In 2002 Mr. Brown had voluntarily testified in front of the SEC, the Enron Grand Jury, and the bankruptcy examiner. He was sure that if he just told the truth everything would be fine. That is the pie-in-the-sky that all of us in America believe, until we become government targets. Then and only then do we learn the truth. Instead of everything being fine, Mr. Brown was indicted and fired.
The charges in the indictment of Jim Brown and his codefendants were absurd. He had been convicted of wire fraud for depriving Enron of the “intangible right” of the “honest services” of Andrew Fastow and falsifying Enron’s books and records—allegedly by Jim’s tangential involvement in a business transaction between Enron and Merrill. In actuality, Brown had told Merrill not to participate in the deal. He had not taken any money or any property from Enron or anyone else in the deal as must be proved in a typical wire fraud case. There were no bribes or kickbacks. The amorphous concept of “honest services” that Congress had added years earlier to broaden the crimes of mail and wire fraud was meant to apply only to employees and people who corrupted them by bribes, kickbacks, or self-dealing in betrayal of their employer. There was none of that in this case.
The trial itself was a farce. In spite of all the appropriate motions by defense, the task force ran the courtroom with the judge ruling for the government on nearly every important issue. The defense had received virtually no discovery and the government denied having any Brady material. No witnesses would talk with the defense because the task force had either indicted them, named them as unindicted coconspirators, or threatened to indict them.

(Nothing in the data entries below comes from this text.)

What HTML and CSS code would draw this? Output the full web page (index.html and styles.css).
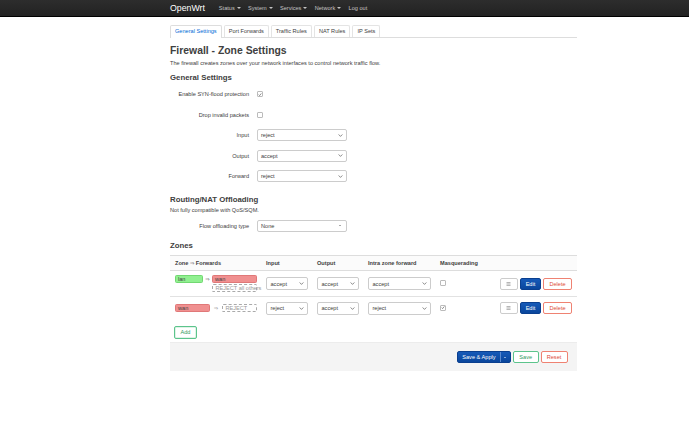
FILE: index.html
```html
<!DOCTYPE html>
<html>
<head>
<meta charset="utf-8">
<title>Firewall - Zone Settings</title>
<link rel="stylesheet" href="styles.css">
</head>
<body>
<header class="topbar">
  <div class="topbar-inner">
    <span class="brand">OpenWrt</span>
    <ul class="nav">
      <li>Status <span class="caret"></span></li>
      <li>System <span class="caret"></span></li>
      <li>Services <span class="caret"></span></li>
      <li>Network <span class="caret"></span></li>
      <li>Log out</li>
    </ul>
  </div>
</header>
<main class="container">
  <ul class="tabs">
    <li class="active">General Settings</li>
    <li>Port Forwards</li>
    <li>Traffic Rules</li>
    <li>NAT Rules</li>
    <li>IP Sets</li>
  </ul>

  <h2 class="title">Firewall - Zone Settings</h2>
  <p class="desc">The firewall creates zones over your network interfaces to control network traffic flow.</p>

  <h3 class="section">General Settings</h3>
  <div class="form">
    <div class="row"><label>Enable SYN-flood protection</label><span class="cb"><svg viewBox="0 0 6 6" width="5" height="5"><path d="M1 3.2 L2.4 4.6 L5 1.4" fill="none" stroke="#444" stroke-width="0.9"/></svg></span></div>
    <div class="row"><label>Drop invalid packets</label><span class="cb"></span></div>
    <div class="row"><label>Input</label><div class="select w90"><span>reject</span><svg class="chev" viewBox="0 0 6 4" width="5" height="3"><path d="M0.5 0.6 L3 3.2 L5.5 0.6" fill="none" stroke="#555" stroke-width="0.9"/></svg></div></div>
    <div class="row"><label>Output</label><div class="select w90"><span>accept</span><svg class="chev" viewBox="0 0 6 4" width="5" height="3"><path d="M0.5 0.6 L3 3.2 L5.5 0.6" fill="none" stroke="#555" stroke-width="0.9"/></svg></div></div>
    <div class="row"><label>Forward</label><div class="select w90"><span>reject</span><svg class="chev" viewBox="0 0 6 4" width="5" height="3"><path d="M0.5 0.6 L3 3.2 L5.5 0.6" fill="none" stroke="#555" stroke-width="0.9"/></svg></div></div>
  </div>

  <h3 class="section s2">Routing/NAT Offloading</h3>
  <p class="note">Not fully compatible with QoS/SQM.</p>
  <div class="form f2">
    <div class="row"><label>Flow offloading type</label><div class="select w90"><span>None</span><span class="tri"></span></div></div>
  </div>

  <h3 class="section s3">Zones</h3>
  <div class="zones">
    <div class="zrow zhead">
      <div>Zone <span class="arrow">⇒</span> Forwards</div>
      <div>Input</div>
      <div>Output</div>
      <div>Intra zone forward</div>
      <div>Masquerading</div>
      <div></div>
    </div>
    <div class="zrow r1">
      <div class="zone">
        <span class="badge lan">lan</span>
        <span class="arrow">⇒</span>
        <span class="stack"><span class="badge wan w45">wan</span><span class="badge reject w45">REJECT all others</span></span>
      </div>
      <div><div class="select w42"><span>accept</span><svg class="chev" viewBox="0 0 6 4" width="5" height="3"><path d="M0.5 0.6 L3 3.2 L5.5 0.6" fill="none" stroke="#555" stroke-width="0.9"/></svg></div></div>
      <div><div class="select w42"><span>accept</span><svg class="chev" viewBox="0 0 6 4" width="5" height="3"><path d="M0.5 0.6 L3 3.2 L5.5 0.6" fill="none" stroke="#555" stroke-width="0.9"/></svg></div></div>
      <div><div class="select w63"><span>accept</span><svg class="chev" viewBox="0 0 6 4" width="5" height="3"><path d="M0.5 0.6 L3 3.2 L5.5 0.6" fill="none" stroke="#555" stroke-width="0.9"/></svg></div></div>
      <div><span class="cb"></span></div>
      <div class="actions">
        <span class="btn btn-menu"><svg viewBox="0 0 6 5" width="5" height="4"><path d="M0.5 0.7 H5.5 M0.5 2.5 H5.5 M0.5 4.3 H5.5" stroke="#777" stroke-width="0.7"/></svg></span>
        <span class="btn btn-edit">Edit</span>
        <span class="btn btn-del">Delete</span>
      </div>
    </div>
    <div class="zrow r2">
      <div class="zone">
        <span class="badge wan w35">wan</span>
        <span class="arrow dim">⇒</span>
        <span class="badge reject w35">REJECT</span>
      </div>
      <div><div class="select w42"><span>reject</span><svg class="chev" viewBox="0 0 6 4" width="5" height="3"><path d="M0.5 0.6 L3 3.2 L5.5 0.6" fill="none" stroke="#555" stroke-width="0.9"/></svg></div></div>
      <div><div class="select w42"><span>accept</span><svg class="chev" viewBox="0 0 6 4" width="5" height="3"><path d="M0.5 0.6 L3 3.2 L5.5 0.6" fill="none" stroke="#555" stroke-width="0.9"/></svg></div></div>
      <div><div class="select w63"><span>reject</span><svg class="chev" viewBox="0 0 6 4" width="5" height="3"><path d="M0.5 0.6 L3 3.2 L5.5 0.6" fill="none" stroke="#555" stroke-width="0.9"/></svg></div></div>
      <div><span class="cb"><svg viewBox="0 0 6 6" width="5" height="5"><path d="M1 3.2 L2.4 4.6 L5 1.4" fill="none" stroke="#444" stroke-width="0.9"/></svg></span></div>
      <div class="actions">
        <span class="btn btn-menu"><svg viewBox="0 0 6 5" width="5" height="4"><path d="M0.5 0.7 H5.5 M0.5 2.5 H5.5 M0.5 4.3 H5.5" stroke="#777" stroke-width="0.7"/></svg></span>
        <span class="btn btn-edit">Edit</span>
        <span class="btn btn-del">Delete</span>
      </div>
    </div>
  </div>

  <div class="addwrap"><span class="btn btn-add">Add</span></div>

  <div class="footer">
    <span class="btn btn-apply"><span class="apply-main">Save &amp; Apply</span><span class="apply-caret"><span class="mini-tri"></span></span></span>
    <span class="btn btn-save">Save</span>
    <span class="btn btn-reset">Reset</span>
  </div>
</main>
</body>
</html>
```

FILE: styles.css
```css
* {
  box-sizing: border-box;
  margin: 0;
  padding: 0;
}

body {
  margin: 0;
  font-family: "Liberation Sans", Arial, sans-serif;
  font-size: 5.6px;
  color: #404040;
  background: #fff;
}

/* top bar */
.topbar {
  height: 17px;
  background: linear-gradient(#2d2d2d, #222);
  border-bottom: 1px solid #000;
}

.topbar-inner {
  margin-left: 170px;
  height: 16px;
  display: flex;
  align-items: center;
}

.brand {
  color: #fff;
  font-size: 8.75px;
  line-height: 16px;
}

.nav {
  display: flex;
  list-style: none;
  gap: 7.3px;
  margin-left: 14px;
  color: #c4c4c4;
}

.nav li {
  display: flex;
  align-items: center;
  gap: 2px;
}

.caret {
  width: 0;
  height: 0;
  border-left: 2px solid transparent;
  border-right: 2px solid transparent;
  border-top: 2px solid #c4c4c4;
}

/* main */
.container {
  margin-left: 170px;
  width: 407px;
  padding-top: 8px;
}

.tabs {
  display: flex;
  list-style: none;
  gap: 2px;
  height: 13px;
  border-bottom: 1px solid #ddd;
}

.tabs li {
  height: 12px;
  line-height: 11px;
  padding: 0 4px;
  border: 1px solid #e4e4e4;
  border-bottom: 0;
  border-radius: 2px 2px 0 0;
  color: #404040;
}

.tabs li.active {
  height: 13px;
  color: #0069d6;
  border-color: #ddd;
  background: #fff;
}

.title {
  margin-top: 7px;
  font-size: 10.4px;
  line-height: 12px;
  font-weight: bold;
  color: #404040;
}

.desc {
  margin-top: 2.5px;
  line-height: 7px;
}

.section {
  margin-top: 6.5px;
  font-size: 7.8px;
  line-height: 10px;
  font-weight: bold;
  color: #404040;
}

.section.s2 {
  margin-top: 12.5px;
}

.section.s3 {
  margin-top: 9.5px;
}

.note {
  margin-top: 2px;
  line-height: 7px;
}

.form {
  display: flex;
  flex-direction: column;
  gap: 8.5px;
  margin-top: 5px;
}

.form.f2 {
  margin-top: 6px;
}

.row {
  display: flex;
  align-items: center;
  height: 12px;
  gap: 7.5px;
}

.row label {
  width: 79px;
  text-align: right;
}

.row .cb {
  margin-left: 0.5px;
}

/* controls */
.select {
  height: 12px;
  border: 1px solid #ccc;
  border-radius: 2px;
  background: #fff;
  display: flex;
  align-items: center;
  justify-content: space-between;
  padding: 0 3px 0 3.5px;
  color: #404040;
}

.select.w90 { width: 90px; }
.select.w42 { width: 42px; height: 13px; }
.select.w63 { width: 63px; height: 13px; }

.chev {
  display: block;
}

.tri {
  width: 0;
  height: 0;
  border-left: 1.3px solid transparent;
  border-right: 1.3px solid transparent;
  border-top: 1.6px solid #555;
  margin-right: 2px;
}

.cb {
  width: 6px;
  height: 6px;
  border: 1px solid #bbb;
  border-radius: 1px;
  background: #fff;
  display: inline-flex;
  align-items: center;
  justify-content: center;
}

.cb svg {
  display: block;
}

/* zones table */
.zones {
  margin-top: 4px;
}

.zrow {
  display: grid;
  grid-template-columns: 91px 51px 51px 72px 1fr auto;
  align-items: center;
  padding: 0 5px;
}

.zhead {
  height: 16px;
  border-top: 1px solid #ddd;
  border-bottom: 1px solid #ddd;
  background: #fbfbfb;
  font-weight: bold;
  color: #404040;
}

.zhead .arrow {
  font-weight: normal;
}

.r1 {
  height: 26px;
  border-bottom: 1px solid #e2e2e2;
}

.r2 {
  height: 22px;
}

.zone {
  width: 82px;
  display: flex;
  align-items: flex-start;
  justify-content: space-between;
}

.r2 .zone {
  align-items: center;
}

.stack {
  display: flex;
  flex-direction: column;
  gap: 0.5px;
}

.arrow {
  font-family: "DejaVu Sans", sans-serif;
  font-size: 5.2px;
  line-height: 8px;
  color: #555;
}

.arrow.dim {
  color: #888;
}

.badge {
  display: block;
  height: 8px;
  line-height: 6.5px;
  padding: 0 2px;
  border: 1px solid;
  border-radius: 1.5px;
  white-space: nowrap;
  color: #404040;
}

.lan {
  width: 28px;
  background: #90f090;
  border-color: #72d872;
}

.wan {
  background: #f09090;
  border-color: #e07878;
}

.reject {
  border: 1px dashed #aaa;
  color: #9a9a9a;
  background: #fff;
  padding-left: 2.5px;
}

.w45 { width: 45px; }
.w35 { width: 35px; }

.actions {
  display: flex;
  gap: 1.8px;
}

.btn {
  height: 12px;
  border: 1px solid;
  border-radius: 2px;
  display: inline-flex;
  align-items: center;
  justify-content: center;
  white-space: nowrap;
  background: #fff;
}

.btn-menu {
  width: 18px;
  border-color: #ccc;
}

.btn-edit {
  width: 21.5px;
  background: linear-gradient(#165ab8, #0a469c);
  border-color: #0a3f8f;
  color: #fff;
}

.btn-del {
  width: 29px;
  border-color: #ef8272;
  color: #dd4b39;
}

.addwrap {
  margin-top: 6.5px;
  padding-left: 4px;
}

.btn-add {
  width: 23px;
  height: 13px;
  border-color: #5cc48c;
  box-shadow: inset 0 0 0 0.5px #bfe8cf;
  color: #2f9a5e;
}

/* footer */
.footer {
  margin-top: 3.5px;
  height: 29px;
  background: #f4f4f4;
  border-top: 1px solid #ececec;
  display: flex;
  justify-content: flex-end;
  align-items: center;
  gap: 1.8px;
  padding-right: 9.5px;
}

.footer .btn {
  height: 11.5px;
}

.btn-apply {
  width: 54px;
  padding: 0;
  border-color: #0a3f8f;
  background: linear-gradient(#165ab8, #0a469c);
  color: #fff;
  justify-content: flex-start;
  overflow: hidden;
}

.apply-main {
  width: 42px;
  text-align: center;
}

.apply-caret {
  flex: 1;
  height: 100%;
  border-left: 1px solid #5a8ad0;
  display: flex;
  align-items: center;
  justify-content: center;
}

.mini-tri {
  width: 0;
  height: 0;
  border-left: 1.3px solid transparent;
  border-right: 1.3px solid transparent;
  border-top: 1.6px solid #fff;
}

.btn-save {
  width: 26px;
  border-color: #5cc48c;
  color: #2f9a5e;
}

.btn-reset {
  width: 27px;
  border-color: #ef8272;
  color: #dd4b39;
}
```
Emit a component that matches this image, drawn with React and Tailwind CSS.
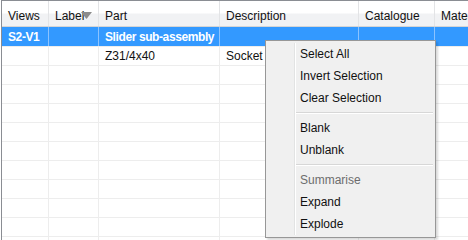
import React from 'react';

const cols = [
  { key: 'views', title: 'Views', w: 'w-[47px]' },
  { key: 'label', title: 'Label', w: 'w-[50px]' },
  { key: 'part', title: 'Part', w: 'w-[121px]' },
  { key: 'desc', title: 'Description', w: 'w-[139px]' },
  { key: 'cat', title: 'Catalogue', w: 'w-[76px]' },
  { key: 'mat', title: 'Material', w: 'w-[80px]' },
];

const rows = [
  { views: 'S2-V1', label: '', part: 'Slider sub-assembly', desc: '', cat: '', mat: '', selected: true },
  { views: '', label: '', part: 'Z31/4x40', desc: 'Socket Head Cap Screw', cat: '', mat: '' },
  ...Array.from({ length: 10 }, () => ({ views: '', label: '', part: '', desc: '', cat: '', mat: '' })),
];

const menu = [
  { label: 'Select All' },
  { label: 'Invert Selection' },
  { label: 'Clear Selection' },
  { sep: true },
  { label: 'Blank' },
  { label: 'Unblank' },
  { sep: true },
  { label: 'Summarise', disabled: true },
  { label: 'Expand' },
  { label: 'Explode' },
];

export default function App() {
  return (
    <div className="relative w-[468px] h-[240px] overflow-hidden bg-white text-[12px] text-[#111] font-['Liberation_Sans',Arial,sans-serif]">
      <div className="ml-px h-full border-l border-t border-[#8a8d93]">
        {/* header */}
        <div className="flex h-[26px] border-b border-[#d5d5d5] bg-[linear-gradient(#ffffff_0%,#ffffff_48%,#f1f2f4_52%,#f1f2f4_100%)]">
          {cols.map((c) => (
            <div key={c.key} className={`${c.w} shrink-0 relative flex items-center pl-[6px] pt-[4px] border-r border-[#e3e4e6] whitespace-nowrap overflow-hidden`}>
              {c.title}
              {c.key === 'label' && (
                <svg className="absolute left-[32px] top-[11px]" width="11" height="8" viewBox="0 0 11 8">
                  <path d="M0 0 H11 L5.5 7 Z" fill="#8c8c8c" />
                </svg>
              )}
            </div>
          ))}
        </div>
        {/* rows */}
        {rows.map((r, i) => (
          <div
            key={i}
            className={`flex ${i === 0 ? 'h-[20px]' : 'h-[19px]'} border-b border-[#ededed] ${r.selected ? 'bg-[#3399ff] text-white font-bold tracking-[-0.4px]' : ''}`}
          >
            {cols.map((c) => (
              <div
                key={c.key}
                className={`${c.w} shrink-0 flex items-center pl-[6px] border-r ${r.selected ? 'border-[#8cc3ff]' : 'border-[#ededed]'} whitespace-nowrap overflow-hidden`}
              >
                {r[c.key]}
              </div>
            ))}
          </div>
        ))}
      </div>

      {/* context menu */}
      <div className="absolute left-[265px] top-[40px] w-[171px] h-[198px] bg-[#f0f0f0] border border-[#979797] shadow-[2px_2px_2px_rgba(0,0,0,0.15)] py-[2px] pl-[2px] pr-[2px]">
        <div className="absolute left-[28px] top-[2px] bottom-[2px] w-[2px] border-l border-[#e2e3e3]">
          <div className="h-full w-px bg-white" />
        </div>
        {menu.map((m, i) =>
          m.sep ? (
            <div key={i} className="h-[8px] flex flex-col justify-center pl-[28px]">
              <div className="h-px bg-[#d7d7d7]" />
              <div className="h-px bg-white" />
            </div>
          ) : (
            <div
              key={i}
              className={`h-[22px] flex items-center pl-[32px] ${m.disabled ? 'text-[#6d6d6d]' : 'text-[#111]'}`}
            >
              {m.label}
            </div>
          )
        )}
      </div>
    </div>
  );
}
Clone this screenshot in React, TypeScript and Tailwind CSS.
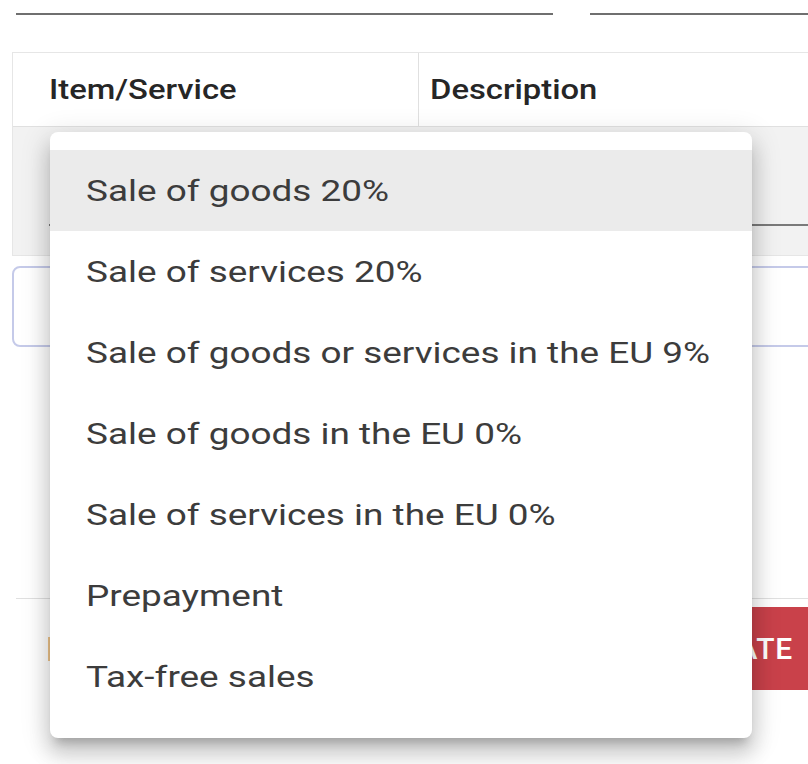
import React from "react";

const options = [
	"Sale of goods 20%",
	"Sale of services 20%",
	"Sale of goods or services in the EU 9%",
	"Sale of goods in the EU 0%",
	"Sale of services in the EU 0%",
	"Prepayment",
	"Tax-free sales",
];

export default function App() {
	return (
		<div className="relative w-[808px] h-[764px] overflow-hidden bg-white font-['Roboto',sans-serif]">
			{/* top inputs */}
			<div className="flex pt-[13px]">
				<div className="ml-[16px] w-[537px] border-b-2 border-[#6f6f6f]" />
				<div className="ml-[37px] flex-1 border-b-2 border-[#6f6f6f]" />
			</div>

			{/* table */}
			<div className="ml-[12px] mt-[37px] w-[830px] border border-[#e6e6e6]">
				<div className="flex h-[74px] items-center border-b border-[#e0e0e0] text-[28px] font-medium text-[#262626]">
					<div className="w-[406px] h-full flex items-center pl-[36px] border-r border-[#e0e0e0]">
						<span className="inline-block origin-left scale-x-[1.17]">Item/Service</span>
					</div>
					<div className="pl-[11px]">
						<span className="inline-block origin-left scale-x-[1.17]">Description</span>
					</div>
				</div>
				<div className="h-[128px] bg-[#f2f2f2] pt-[97px]">
					<div className="ml-[36px] border-b-2 border-[#7a7a7a]" />
				</div>
			</div>

			{/* outlined field */}
			<div className="ml-[12px] mt-[10px] w-[830px] h-[81px] rounded-[8px] border-2 border-[#c5cae9]" />

			{/* footer */}
			<div className="ml-[16px] mt-[251px] border-t border-[#e0e0e0]" />
			<div className="flex items-center justify-between mt-[8px]">
				<span className="ml-[48px] w-[2px] h-[24px] bg-[#efc58a]" />
				<button className="mr-[-30px] h-[83px] pl-[40px] pr-[45px] bg-[#c9414a] text-white text-[30px] font-medium tracking-wide">
					CREATE
				</button>
			</div>

			{/* dropdown menu */}
			<div className="absolute left-[50px] top-[132px] w-[702px] h-[606px] rounded-[8px] bg-white py-[18px] shadow-[0_10px_10px_-6px_rgba(0,0,0,0.2),0_16px_20px_2px_rgba(0,0,0,0.14),0_6px_28px_4px_rgba(0,0,0,0.12)]">
				{options.map((o, i) => (
					<div
						key={o}
						className={`h-[81px] flex items-center pl-[36px] text-[30px] text-[#3c3c3c] ${i === 0 ? "bg-[#ebebeb]" : ""}`}
					>
						<span className="inline-block origin-left scale-x-[1.23]">{o}</span>
					</div>
				))}
			</div>
		</div>
	);
}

But still, chances for a reversal of a jury conviction were very slim. Judges are loath to overturn any criminal conviction, and this was a high-profile, Enron-related case.
In her own words, Ms. Powell didn’t represent a criminal defendant unless she was convinced that he or she was innocent. Through her experience as a US attorney, she believed that “it was rare for someone to be innocent of federal criminal charges. Neither I nor any of the many US attorneys or assistant US attorneys with whom I had worked would put someone through the life-changing ordeal and anxiety of criminal charges unless we were sure they were guilty and the evidence was strong. There were more than enough cases with clear evidence of guilt of clear crimes to prosecute without looking for problems on or beyond the fringes.”
That is no longer the case in the Department of Justice.
Points to note from this are:
- The expansion of “obstruction of justice” to include innocent actions that took place prior to the crime actually being named.
- DOJ personnel are in a position of power—Godlike—where they can’t be indicted for what they do.
- The power of the DOJ is being abused by those in power.
- Belief by the DOJ personnel that “the end justifies the means”. “The end” becomes simply to convict whomever they target, regardless of whether a crime has actually been committed.
- “Laws” are being created by prosecutors through vague wordage to fit the purpose of attack, even where those laws don’t exist.
- The basis of our justice system is that criminal intent is required. That requirement has now been taken out of the court system by their own action, and not through legislation where law is supposed to be decided.